─── Collected data

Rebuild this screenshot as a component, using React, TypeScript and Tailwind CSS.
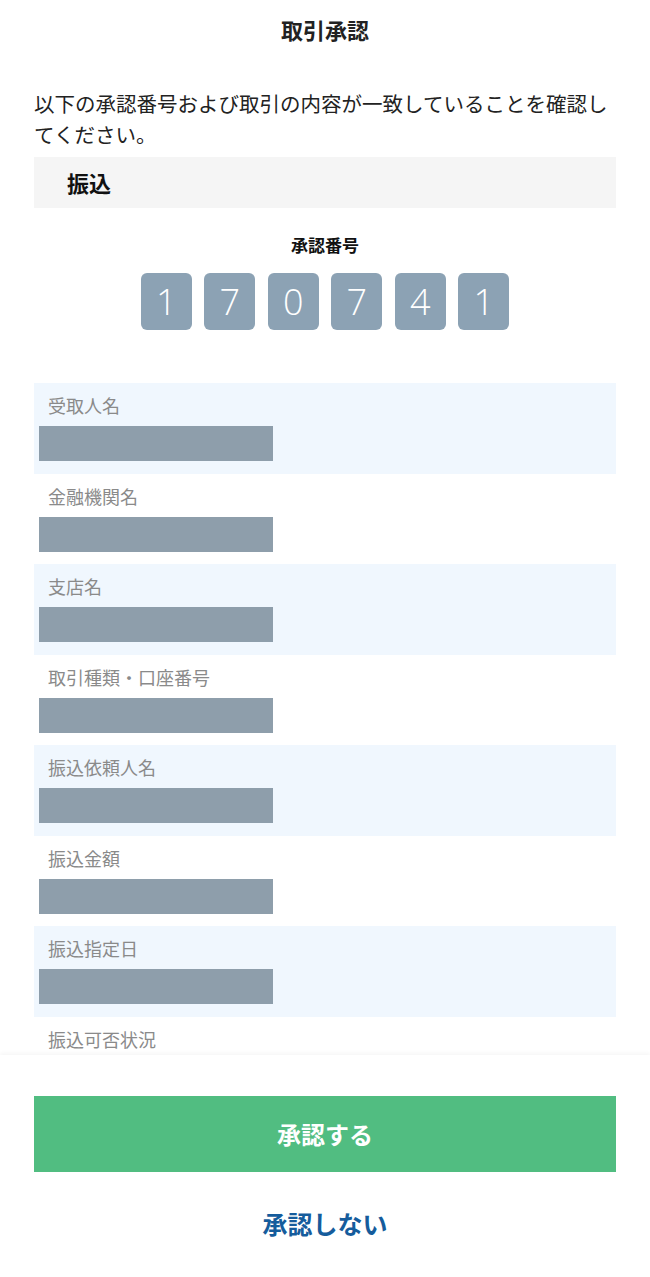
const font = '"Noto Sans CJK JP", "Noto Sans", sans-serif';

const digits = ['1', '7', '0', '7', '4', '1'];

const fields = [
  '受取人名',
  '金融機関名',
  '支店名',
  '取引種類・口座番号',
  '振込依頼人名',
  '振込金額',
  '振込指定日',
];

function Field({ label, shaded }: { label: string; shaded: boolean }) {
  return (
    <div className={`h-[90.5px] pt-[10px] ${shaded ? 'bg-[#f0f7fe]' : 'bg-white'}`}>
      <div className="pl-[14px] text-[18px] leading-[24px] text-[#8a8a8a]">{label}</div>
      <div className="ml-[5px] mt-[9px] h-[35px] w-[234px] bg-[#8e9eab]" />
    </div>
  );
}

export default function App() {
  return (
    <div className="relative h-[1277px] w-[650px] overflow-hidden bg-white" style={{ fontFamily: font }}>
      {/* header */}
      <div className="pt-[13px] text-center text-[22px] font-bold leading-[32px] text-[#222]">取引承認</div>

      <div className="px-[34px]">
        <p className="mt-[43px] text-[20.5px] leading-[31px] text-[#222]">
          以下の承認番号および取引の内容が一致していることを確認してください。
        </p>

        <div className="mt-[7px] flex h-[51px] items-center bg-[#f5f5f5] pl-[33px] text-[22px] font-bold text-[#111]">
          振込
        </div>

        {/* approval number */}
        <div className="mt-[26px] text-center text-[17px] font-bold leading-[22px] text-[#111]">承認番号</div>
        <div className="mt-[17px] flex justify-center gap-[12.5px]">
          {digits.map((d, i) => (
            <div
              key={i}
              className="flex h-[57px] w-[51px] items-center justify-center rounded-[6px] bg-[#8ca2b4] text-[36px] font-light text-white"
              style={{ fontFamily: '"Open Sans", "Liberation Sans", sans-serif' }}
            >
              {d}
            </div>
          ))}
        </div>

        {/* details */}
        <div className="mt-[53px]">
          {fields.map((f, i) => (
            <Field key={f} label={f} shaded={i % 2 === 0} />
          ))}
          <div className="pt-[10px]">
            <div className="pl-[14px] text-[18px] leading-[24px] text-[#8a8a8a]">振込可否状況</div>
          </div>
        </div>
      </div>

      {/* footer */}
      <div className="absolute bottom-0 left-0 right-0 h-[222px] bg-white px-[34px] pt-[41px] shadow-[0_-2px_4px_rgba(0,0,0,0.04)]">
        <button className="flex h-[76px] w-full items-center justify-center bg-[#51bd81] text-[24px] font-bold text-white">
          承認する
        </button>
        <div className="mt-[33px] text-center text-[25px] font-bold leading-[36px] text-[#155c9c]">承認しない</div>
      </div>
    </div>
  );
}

──────

Reproduce the material above verbatim; omit every picture.

● Answer to this problem
Rebuild this screenshot as a component, using React, TypeScript and Tailwind CSS.
const font = '"Noto Sans CJK JP", "Noto Sans", sans-serif';

const digits = ['1', '7', '0', '7', '4', '1'];

const fields = [
  '受取人名',
  '金融機関名',
  '支店名',
  '取引種類・口座番号',
  '振込依頼人名',
  '振込金額',
  '振込指定日',
];

function Field({ label, shaded }: { label: string; shaded: boolean }) {
  return (
    <div className={`h-[90.5px] pt-[10px] ${shaded ? 'bg-[#f0f7fe]' : 'bg-white'}`}>
      <div className="pl-[14px] text-[18px] leading-[24px] text-[#8a8a8a]">{label}</div>
      <div className="ml-[5px] mt-[9px] h-[35px] w-[234px] bg-[#8e9eab]" />
    </div>
  );
}

export default function App() {
  return (
    <div className="relative h-[1277px] w-[650px] overflow-hidden bg-white" style={{ fontFamily: font }}>
      {/* header */}
      <div className="pt-[13px] text-center text-[22px] font-bold leading-[32px] text-[#222]">取引承認</div>

      <div className="px-[34px]">
        <p className="mt-[43px] text-[20.5px] leading-[31px] text-[#222]">
          以下の承認番号および取引の内容が一致していることを確認してください。
        </p>

        <div className="mt-[7px] flex h-[51px] items-center bg-[#f5f5f5] pl-[33px] text-[22px] font-bold text-[#111]">
          振込
        </div>

        {/* approval number */}
        <div className="mt-[26px] text-center text-[17px] font-bold leading-[22px] text-[#111]">承認番号</div>
        <div className="mt-[17px] flex justify-center gap-[12.5px]">
          {digits.map((d, i) => (
            <div
              key={i}
              className="flex h-[57px] w-[51px] items-center justify-center rounded-[6px] bg-[#8ca2b4] text-[36px] font-light text-white"
              style={{ fontFamily: '"Open Sans", "Liberation Sans", sans-serif' }}
            >
              {d}
            </div>
          ))}
        </div>

        {/* details */}
        <div className="mt-[53px]">
          {fields.map((f, i) => (
            <Field key={f} label={f} shaded={i % 2 === 0} />
          ))}
          <div className="pt-[10px]">
            <div className="pl-[14px] text-[18px] leading-[24px] text-[#8a8a8a]">振込可否状況</div>
          </div>
        </div>
      </div>

      {/* footer */}
      <div className="absolute bottom-0 left-0 right-0 h-[222px] bg-white px-[34px] pt-[41px] shadow-[0_-2px_4px_rgba(0,0,0,0.04)]">
        <button className="flex h-[76px] w-full items-center justify-center bg-[#51bd81] text-[24px] font-bold text-white">
          承認する
        </button>
        <div className="mt-[33px] text-center text-[25px] font-bold leading-[36px] text-[#155c9c]">承認しない</div>
      </div>
    </div>
  );
}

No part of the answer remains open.